Once dismissed as mere scaffolding in the brain, starlike cells called astrocytes are stepping into the limelight. Astrocytes are far more abundant than the electrically powered neurons, and each one features entangled fingerlike processes connected to more than a thousand nerve cells. Positioned close to the neuronal chat sites, the synapses, astrocytes sense neuronal activity and can even influence it, a fact that researchers have come to appreciate in recent years. Astrocytes are also hooked up to the fine network of capillaries that feed neurons, but their interaction with blood vessels has remained mysterious.

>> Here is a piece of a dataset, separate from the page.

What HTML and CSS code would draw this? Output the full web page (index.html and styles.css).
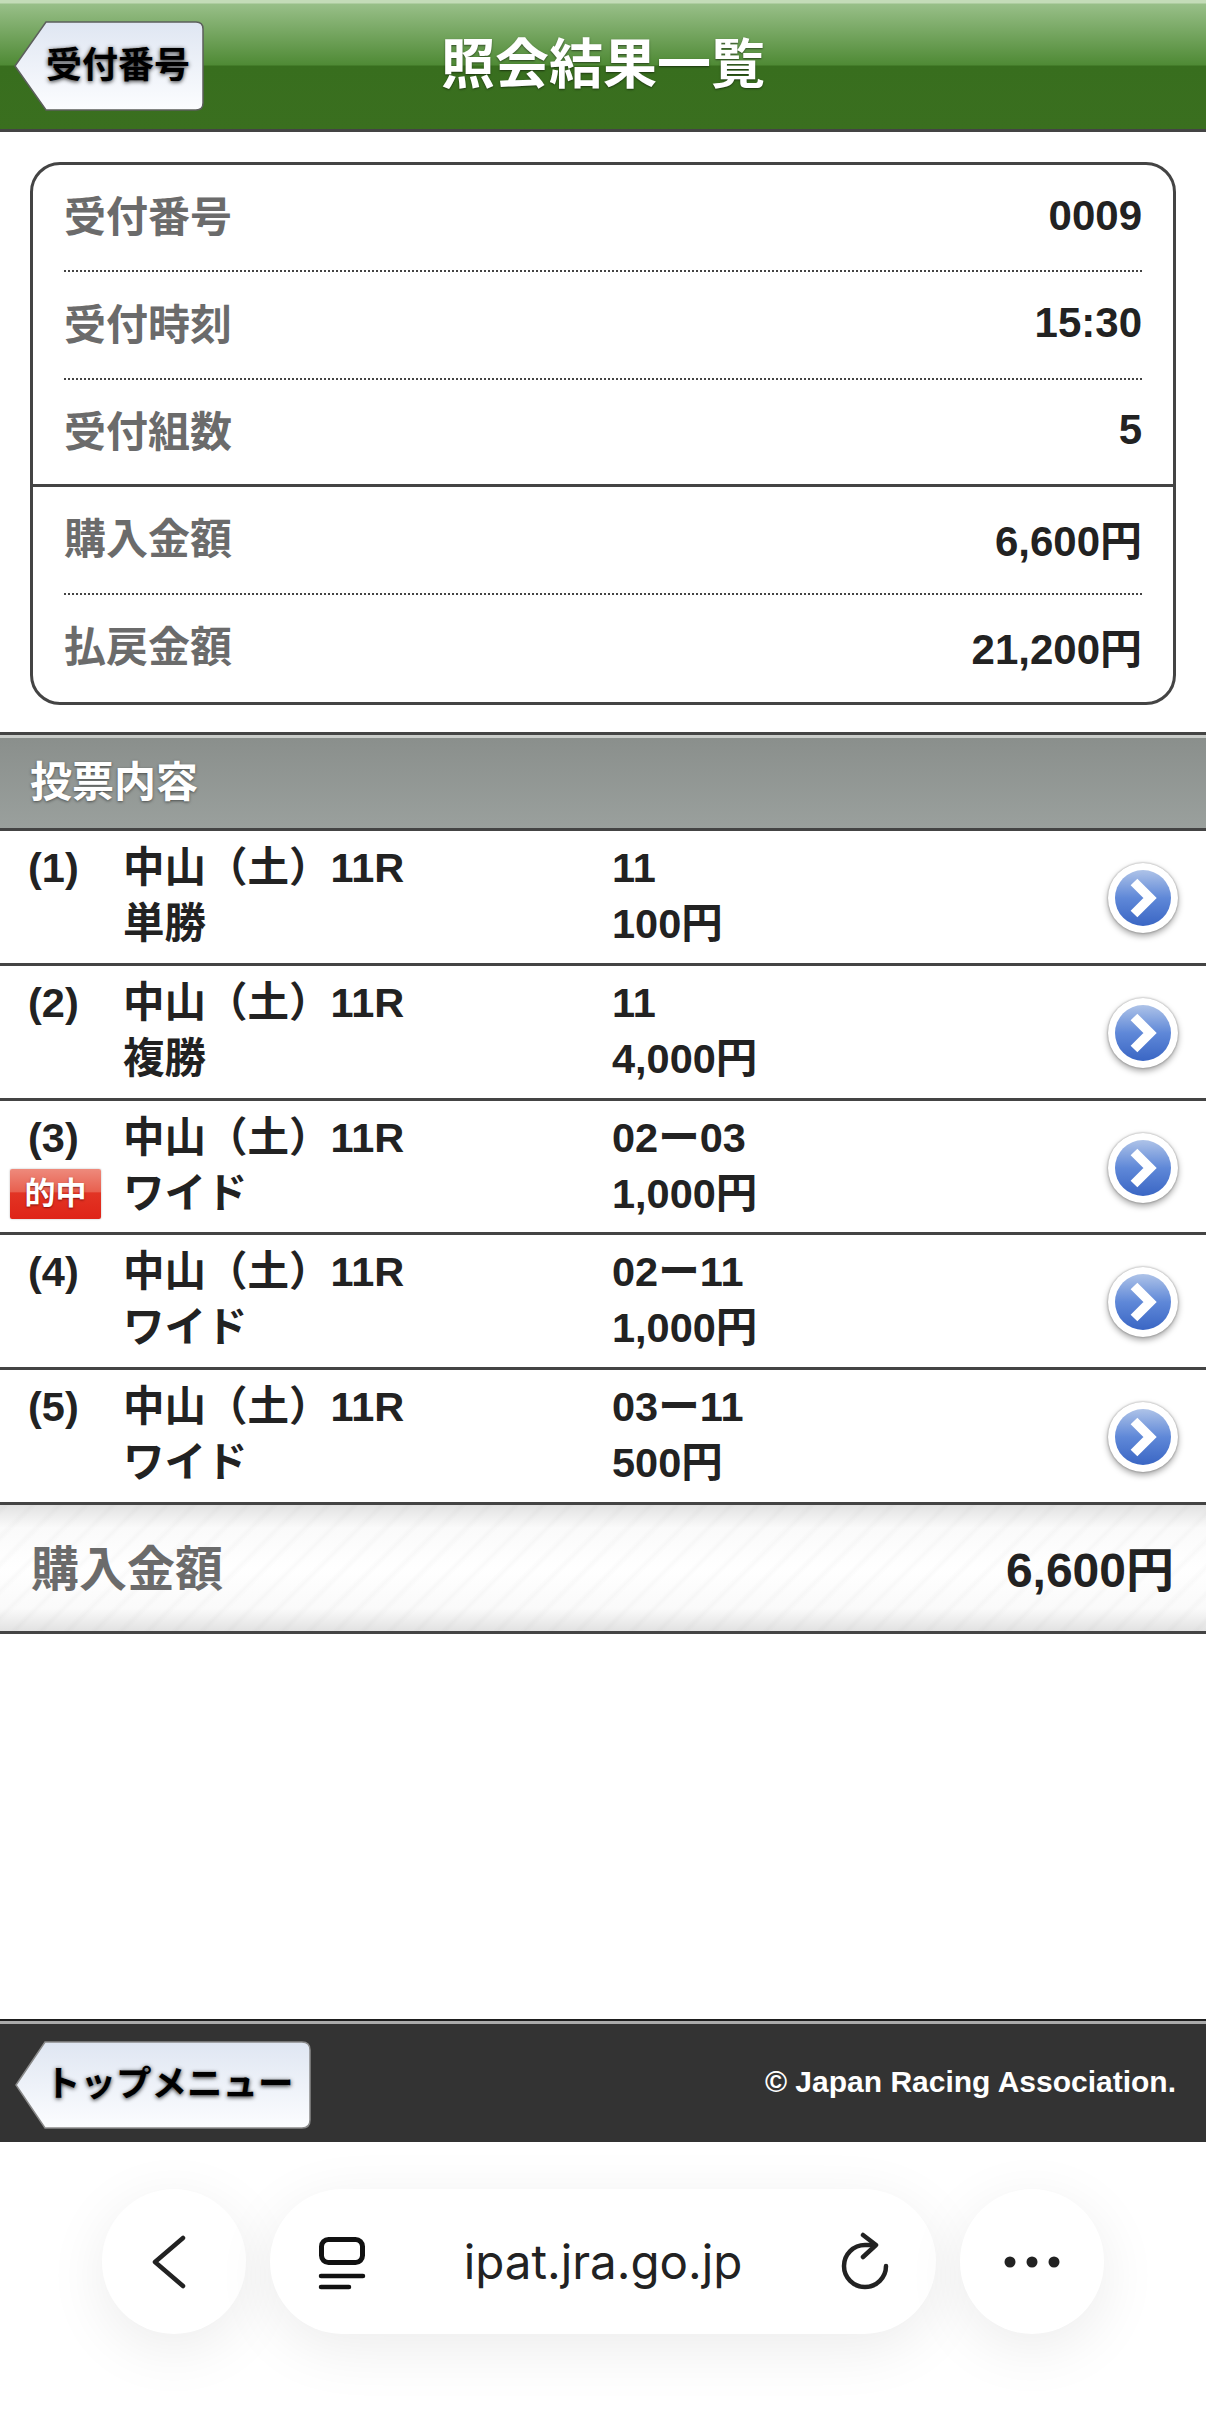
FILE: index.html
```html
<!DOCTYPE html>
<html lang="ja">
  <head>
    <meta charset="UTF-8" />
    <meta name="viewport" content="width=device-width, initial-scale=1.0" />
    <title>照会結果一覧</title>
    <link rel="stylesheet" href="styles.css">
  </head>
  <body>
    <svg class="defs" width="0" height="0">
      <defs>
        <linearGradient id="btnFill" x1="0" y1="0" x2="0" y2="1">
          <stop offset="0" stop-color="#dfe6f2" />
          <stop offset="1" stop-color="#fcfdff" />
        </linearGradient>
        <linearGradient id="arrowFill" x1="0" y1="0" x2="0" y2="1">
          <stop offset="0" stop-color="#aec3e8" />
          <stop offset="0.5" stop-color="#5f88d8" />
          <stop offset="1" stop-color="#3a66c4" />
        </linearGradient>
        <symbol id="arrow" viewBox="0 0 84 90">
          <circle cx="42" cy="42" r="35" fill="#fff" />
          <circle cx="42" cy="42" r="28" fill="url(#arrowFill)" />
          <path d="M33 26 L49 42 L33 58" fill="none" stroke="#fff" stroke-width="9.5" stroke-linejoin="miter" />
        </symbol>
      </defs>
    </svg>

    <header class="topbar">
      <a class="back-btn top-back">
        <svg class="btn-shape" viewBox="0 0 190 90" preserveAspectRatio="none">
          <path d="M1 45 L32 1 H182 Q189 1 189 8 V82 Q189 89 182 89 H32 Z" fill="url(#btnFill)" stroke="#5c5f5c" stroke-width="1.5" />
        </svg>
        <span class="btn-text">受付番号</span>
      </a>
      <h1>照会結果一覧</h1>
    </header>

    <section class="card">
      <div class="card-row dotted"><span class="label">受付番号</span><span class="value">0009</span></div>
      <div class="card-row dotted"><span class="label">受付時刻</span><span class="value">15:30</span></div>
      <div class="card-row solid"><span class="label">受付組数</span><span class="value">5</span></div>
      <div class="card-row dotted"><span class="label">購入金額</span><span class="value">6,600円</span></div>
      <div class="card-row"><span class="label">払戻金額</span><span class="value">21,200円</span></div>
    </section>

    <h2 class="section-head">投票内容</h2>

    <ul class="bets">
      <li class="bet">
        <div class="bet-no">(1)</div>
        <div class="bet-race">中山（土）11R<br>単勝</div>
        <div class="bet-num">11<br>100円</div>
        <svg class="bet-arrow"><use href="#arrow" /></svg>
      </li>
      <li class="bet">
        <div class="bet-no">(2)</div>
        <div class="bet-race">中山（土）11R<br>複勝</div>
        <div class="bet-num">11<br>4,000円</div>
        <svg class="bet-arrow"><use href="#arrow" /></svg>
      </li>
      <li class="bet">
        <div class="bet-no">(3)</div>
        <span class="hit">的中</span>
        <div class="bet-race">中山（土）11R<br>ワイド</div>
        <div class="bet-num">02ー03<br>1,000円</div>
        <svg class="bet-arrow"><use href="#arrow" /></svg>
      </li>
      <li class="bet">
        <div class="bet-no">(4)</div>
        <div class="bet-race">中山（土）11R<br>ワイド</div>
        <div class="bet-num">02ー11<br>1,000円</div>
        <svg class="bet-arrow"><use href="#arrow" /></svg>
      </li>
      <li class="bet">
        <div class="bet-no">(5)</div>
        <div class="bet-race">中山（土）11R<br>ワイド</div>
        <div class="bet-num">03ー11<br>500円</div>
        <svg class="bet-arrow"><use href="#arrow" /></svg>
      </li>
    </ul>

    <div class="total">
      <span class="total-label">購入金額</span>
      <span class="total-value">6,600円</span>
    </div>

    <div class="spacer"></div>

    <footer class="footer">
      <a class="back-btn foot-back">
        <svg class="btn-shape" viewBox="0 0 296 88" preserveAspectRatio="none">
          <path d="M1 44 L30 1 H287 Q295 1 295 9 V79 Q295 87 287 87 H30 Z" fill="url(#btnFill)" stroke="#8a8a8a" stroke-width="1.5" />
        </svg>
        <span class="btn-text">トップメニュー</span>
      </a>
      <span class="copy">© Japan Racing Association.</span>
    </footer>

    <nav class="browser">
      <div class="pill round">
        <svg class="icon" width="44" height="60" viewBox="0 0 44 60">
          <path d="M31 6 L3 30 L31 54" fill="none" stroke="#222" stroke-width="4.5" stroke-linecap="round" stroke-linejoin="round" />
        </svg>
      </div>
      <div class="pill url">
        <svg class="icon" width="52" height="56" viewBox="0 0 52 56">
          <rect x="5.5" y="5.5" width="41" height="23" rx="7" fill="none" stroke="#111" stroke-width="5" />
          <path d="M5 42 H47 M5 53 H33" fill="none" stroke="#111" stroke-width="4.5" stroke-linecap="round" />
        </svg>
        <span class="url-text">ipat.jra.go.jp</span>
        <svg class="icon" width="56" height="60" viewBox="0 0 56 60">
          <path d="M36 13 H27 A21 21 0 1 0 48 34" fill="none" stroke="#222" stroke-width="4.5" stroke-linecap="round" />
          <path d="M25 3 L38 13 L25 25" fill="none" stroke="#222" stroke-width="4.5" stroke-linecap="round" stroke-linejoin="round" />
        </svg>
      </div>
      <div class="pill round">
        <svg class="icon" width="60" height="14" viewBox="0 0 60 14">
          <circle cx="8" cy="7" r="5.5" fill="#222" />
          <circle cx="30" cy="7" r="5.5" fill="#222" />
          <circle cx="52" cy="7" r="5.5" fill="#222" />
        </svg>
      </div>
    </nav>
  </body>
</html>
```

FILE: styles.css
```css
html,
body {
  margin: 0;
  height: 2436px;
  overflow: hidden;
}
body {
  display: flex;
  flex-direction: column;
  background-color: #fff;
  font-family: "Liberation Sans", "Noto Sans CJK JP", sans-serif;
  font-weight: bold;
  color: #222;
}
.defs {
  position: absolute;
}
.topbar {
  position: relative;
  box-sizing: border-box;
  height: 132px;
  flex: none;
  display: flex;
  align-items: center;
  justify-content: center;
  border-bottom: 3px solid #444;
  background: linear-gradient(to bottom, #c4dcb8 0, #c4dcb8 3px, #98bf88 4px, #4f8a35 65px, #386e1e 66px, #3a6f1f 129px);
}
h1 {
  margin: 0;
  font-size: 54px;
  font-weight: bold;
  line-height: 1;
  color: #fff;
  text-shadow: 0 1px 2px rgba(0, 0, 0, 0.5);
}
.back-btn {
  position: absolute;
  display: flex;
  align-items: center;
  color: #000;
}
.top-back {
  left: 14px;
  top: 21px;
  width: 190px;
  height: 90px;
}
.foot-back {
  left: 15px;
  top: 20px;
  width: 296px;
  height: 88px;
}
.btn-shape {
  position: absolute;
  left: 0;
  top: 0;
  width: 100%;
  height: 100%;
}
.btn-text {
  position: relative;
  margin-left: 32px;
  font-size: 36px;
  line-height: 1;
  white-space: nowrap;
  text-shadow: 0 1px 4px rgba(0, 0, 0, 0.85);
}
.foot-back .btn-text {
  margin-left: 30px;
  font-size: 35.5px;
}

.card {
  box-sizing: border-box;
  height: 543px;
  flex: none;
  margin: 30px 30px 27px 30px;
  border: 3px solid #444;
  border-radius: 30px;
}
.card-row {
  box-sizing: border-box;
  height: 107.4px;
  display: flex;
  align-items: center;
  justify-content: space-between;
  padding: 0 31px;
  position: relative;
}
.card-row.dotted::after {
  content: "";
  position: absolute;
  left: 31px;
  right: 31px;
  bottom: 0;
  border-bottom: 2px dotted #444;
}
.card-row.solid {
  padding-top: 3px;
  border-bottom: 3px solid #444;
}
.label {
  margin-bottom: 10px;
  font-size: 42px;
  color: #6b6b6b;
}
.value {
  margin-bottom: 6px;
  font-size: 42px;
  color: #222;
}

.section-head {
  box-sizing: border-box;
  height: 99px;
  flex: none;
  margin: 0;
  padding: 0 0 6px 30px;
  display: flex;
  align-items: center;
  border-top: 3px solid #444;
  border-bottom: 3px solid #444;
  background: linear-gradient(to bottom, #c9ccc9 0, #c9ccc9 3px, #8a8f8c 3px, #9aa09d 100%);
  font-size: 42px;
  color: #fff;
  text-shadow: 0 1px 3px rgba(0, 0, 0, 0.5);
}

.bets {
  margin: 0;
  padding: 0;
  list-style: none;
  flex: none;
}
.bet {
  position: relative;
  box-sizing: border-box;
  height: 134.8px;
  padding-top: 9px;
  display: flex;
  border-bottom: 3px solid #444;
  font-size: 41.5px;
  line-height: 56px;
}
.bet:last-child {
  border-bottom: none;
  height: 132px;
}
.bet-no {
  width: 123px;
  padding-left: 28px;
  box-sizing: border-box;
  flex: none;
}
.bet-race {
  width: 489px;
  flex: none;
}
.bet-num {
  flex: 1;
}
.bet-arrow {
  position: absolute;
  right: 21px;
  top: 25px;
  width: 84px;
  height: 90px;
  filter: drop-shadow(0 0 1px rgba(0, 0, 0, 0.35)) drop-shadow(0 3px 3px rgba(0, 0, 0, 0.35));
}
.hit {
  position: absolute;
  left: 10px;
  top: 68px;
  width: 91px;
  height: 50px;
  display: flex;
  align-items: center;
  justify-content: center;
  border-radius: 2px;
  box-shadow: 0 0 2px rgba(0, 0, 0, 0.3);
  background: linear-gradient(to bottom, #ee8a7c 0, #e8604f 45%, #e23424 48%, #df2418 100%);
  font-size: 31px;
  line-height: 1;
  color: #fff;
  text-shadow: 0 1px 2px rgba(90, 0, 0, 0.7);
}

.total {
  box-sizing: border-box;
  height: 132px;
  flex: none;
  display: flex;
  align-items: center;
  justify-content: space-between;
  padding: 0 32px 6px 31px;
  border-top: 3px solid #444;
  border-bottom: 3px solid #444;
  background:
    repeating-linear-gradient(135deg, transparent 0, rgba(0, 0, 0, 0.018) 4px, transparent 8px, transparent 19px),
    linear-gradient(to bottom, #e2e2e2 0, #fafafa 18%, #fff 50%, #fafafa 82%, #e2e2e2 100%);
}
.total-label {
  font-size: 48px;
  color: #6b6b6b;
}
.total-value {
  margin-top: 1px;
  font-size: 48px;
  color: #222;
}

.spacer {
  flex: 1;
}

.footer {
  position: relative;
  box-sizing: border-box;
  height: 123px;
  flex: none;
  display: flex;
  align-items: center;
  justify-content: flex-end;
  padding-right: 30px;
  border-top: 2px solid #1e1e1e;
  background: linear-gradient(to bottom, #aaa 0, #aaa 3px, #333 3px);
}
.copy {
  font-size: 30px;
  color: #fff;
}

.browser {
  height: 294px;
  flex: none;
  box-sizing: border-box;
  padding: 47px 102px 0 102px;
  display: flex;
  gap: 24px;
  align-items: flex-start;
  background-color: #fff;
  font-family: Inter, "Liberation Sans", sans-serif;
  font-weight: normal;
}
.pill {
  height: 145px;
  display: flex;
  align-items: center;
  background-color: #fff;
  border-radius: 73px;
  box-shadow: 0 14px 60px rgba(0, 0, 0, 0.08);
}
.round {
  width: 144px;
  flex: none;
  justify-content: center;
}
.url {
  flex: 1;
  justify-content: space-between;
  padding: 0 42px 0 46px;
}
.url-text {
  font-size: 47.5px;
  color: #222;
}
```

Now neuroscientist Giorgio Carmignoto and colleagues from the University of Padova in Italy show astrocytes in the role of dispatchers monitoring neuronal activity and triggering increases in blood flow when it rises. When the researchers stimulated neurons in slices of rat brain, the intracellular chatter of astrocytes increased and a few seconds later, nearby blood vessels expanded. Even tickling a single astrocyte with an electrode caused blood vessels to expand. Further evidence: A drug that prevents astrocytes from responding to bustling neurons also foiled the expansion of blood vessels, the team reports online 25 November in Nature Neuroscience. The researchers conclude that astrocytes must release something that relaxes the smooth muscles that keep brain capillaries constricted.
"These results are really stepping us forward in understanding the relation between brain function and blood flow," says neuroscientist Phil Haydon at the University of Pennsylvania School of Medicine. Not only do they give a first insight into the cellular mechanism regulating blood distribution in the brain, he says, they also reveal the basic process that's depicted as brain activity by routine brain scans.